= 1959 English cricket season =

1959 was the 60th season of County Championship cricket in England. The Second XI Championship was established and, as a result, the involvement of first-class counties Second XIs in the Minor Counties Cricket Championship began to end, although it took several years before all county second XIs switched to the new competition. The season marked the end of Surrey's sequence of seven Championships, with Yorkshire winning the title. England defeated India 5–0 in the home Test series.

==Honours==
- County Championship – Yorkshire
- Minor Counties Championship – Warwickshire Second XI
- Second XI Championship – Gloucestershire Second XI
- Wisden Cricketers of the Year – Ken Barrington, Donald Carr, Ray Illingworth, Geoff Pullar, M. J. K. Smith

==Test series==

England won all five Tests against a disappointing India, including three innings victories.

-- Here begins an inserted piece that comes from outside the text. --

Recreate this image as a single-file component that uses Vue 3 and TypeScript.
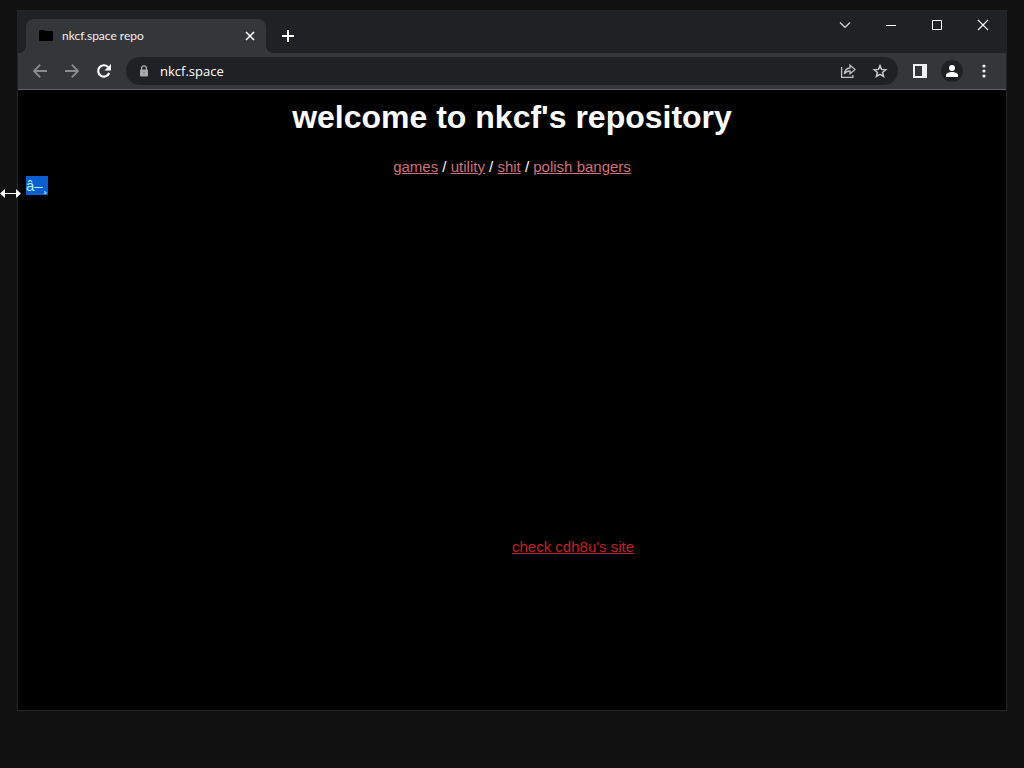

This was the first time England had won all five Tests in a single series.

==County Championship==

Yorkshire won the County Championship, ending Surrey's dominance of the competition. Gloucestershire finished second, level on points with Surrey.

==Leading players ==
India's Vijay Manjrekar topped the batting averages with 755 runs scored at an average of 68.63. M.J.K. Smith scored most runs, with 3,249 at an average of 57.94.

Brian Statham topped the bowling averages with 139 wickets taken at an average of 15.01 runs per wicket.